Egyptians are out on the streets expressing pent up anger about their daily lives, like rampant unemployment and low wages. About 40 percent of Egyptians live on around $2 a day.
This leads to one of the biggest reasons for social anxiety in Egypt: many people can’t afford to get married. It’s been a cause for concern in Egypt for a while.
When there aren’t massive protests in Cairo, this is a pretty typical scene: a cafe full of men sitting around, smoking water pipes, playing dominoes and doing not much else.
The café is called Casino Shubra. The name’s pretty much a tease here in the low-income neighborhood of Shubra. Though one man sitting alone in the back of the café, nursing a cup of tea, is thinking a lot about his luck.
Tayeb Muhammed is 31 years old, but his sagging face makes him look more like 40. Each day he works 12 hours at a restaurant making kabobs, earns a bit less than $3, and then comes here.
“I don’t have enough money to get married. I always ask myself, why is this happening?” Muhammed said. “Is it because I have been working for ten years and I did it all wrong? Is it because everything is so expensive? Is it the society? I don’t know the answer.”
The answer is that marriage is expensive — more expensive than you’d think in a poor country like Egypt.
“He has to pay some money, pay jewelry, gold or diamond, depending on the social class,” Mediha Safty, a sociology professor at the American University in Cairo, said. “And she has to prepare the house for residence, furniture… so it is costly on both sides.”
Even the poorest Egyptians are supposed to do all of this, as part of Egyptian culture. But Safty said many people these days just can’t.
“People are getting poorer. The cost of living is getting higher. And at the same time, there is no change in the salaries. The gap is wide.”
Men who want to marry are expected to provide the apartment. But the cost of housing in Cairo has skyrocketed. Even an electrical engineer like 38-year-old Muhsin Salah, who makes the princely sum of $500 a month, can’t afford an apartment. He recently asked a girl’s father for permission to marry his daughter.

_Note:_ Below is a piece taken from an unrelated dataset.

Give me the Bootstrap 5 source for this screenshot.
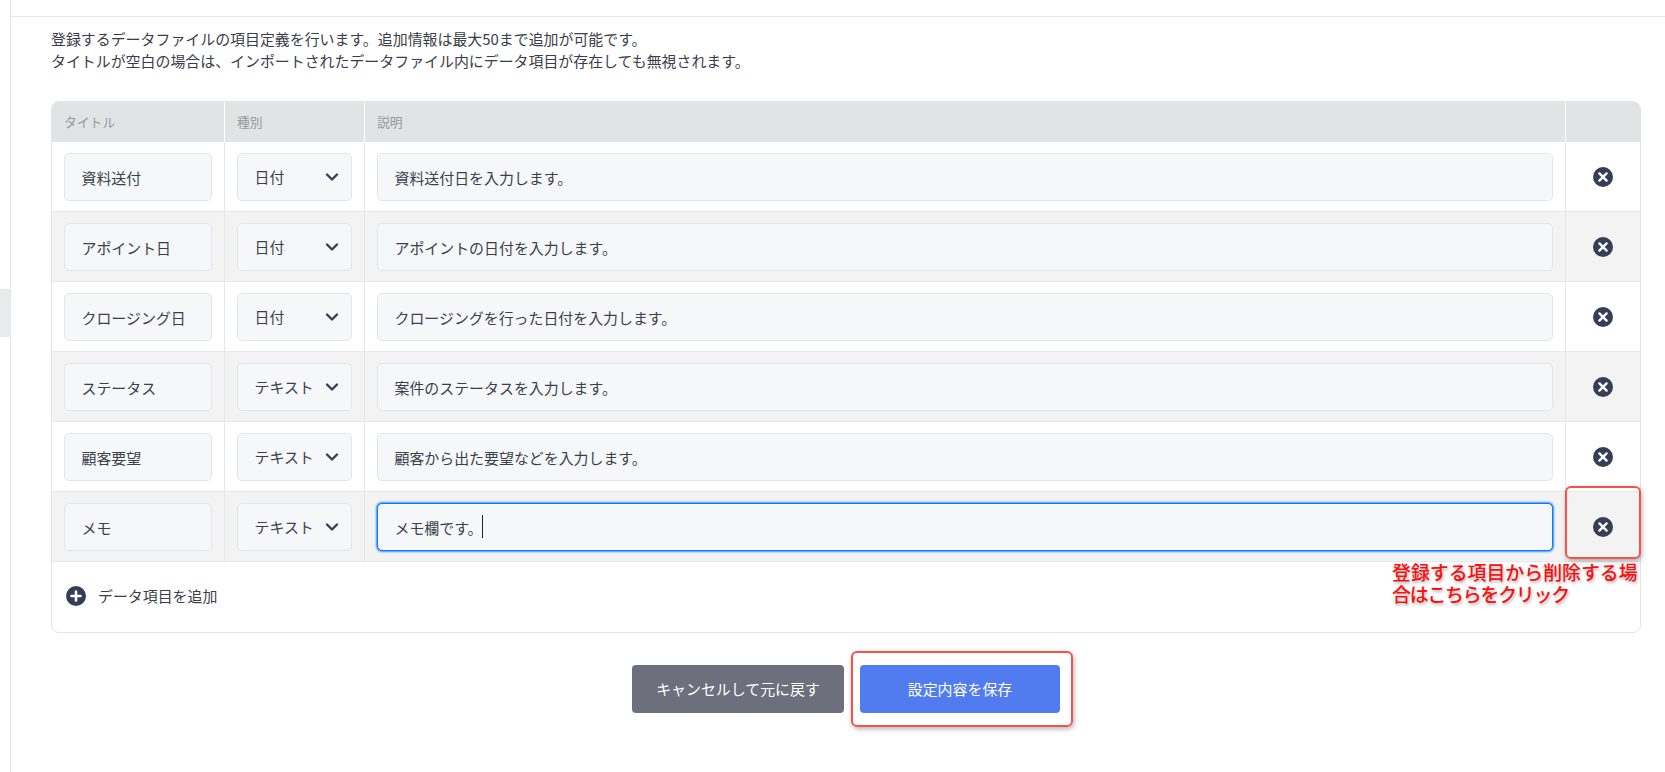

“The first question the [her] father ask[ed] me, do you have apartment? You have a good salary? You have a good job? This is the first question [he] ask[ed] me,” Salah said.
Salah had to break off the proposal. Now he spends his evenings smoking sweet apple tobacco in street side cafes.
Tayeb Muhammed, from the café in Shubra, also proposed to someone once. She was even willing to chip in on the marriage costs. But he decided to call it off.
“I couldn’t let a woman pay for the expenses,” Muhammed said. “Her reaction was, don’t be afraid, I can help you, we can get married. But it would be too shameful for me.”
For some, the shame turns deadly. Last year Egyptian papers reported a 31 year old man hanged himself after his fiancé’s family said they’d call off their marriage because he didn’t have enough money to buy a new apartment.
This isn’t just an Egyptian problem. Young people throughout the Middle East are delaying marriage for similar reasons. A recent Brookings Institution survey found that a generation ago, around 60 percent of twenty-something men in the region were married. Now it’s 50 percent.
Egypt has been looking for solutions. Sociology Professor Mediha Safty said the government here has been building more affordable housing for young couples. Charities put on mass weddings for free, and donate household appliances to new couples.
Many, though, have given up on the dream of getting married. Including Tayeb Muhammed, who slumped in his chair at the coffee shop.
“I have no goal,” Muhammed said. “I live just to eat sleep work. Eat sleep work. I have no one to go back to.”
With no ambitions, little pay and no one to return home to at night, you can understand why Muhammed is frustrated. Multiply that by millions more frustrated young Egyptian men, and you can understand why so many Egyptians have given up their daily routines this week to march for a better life.
The way they see it, they don’t have that much to lose.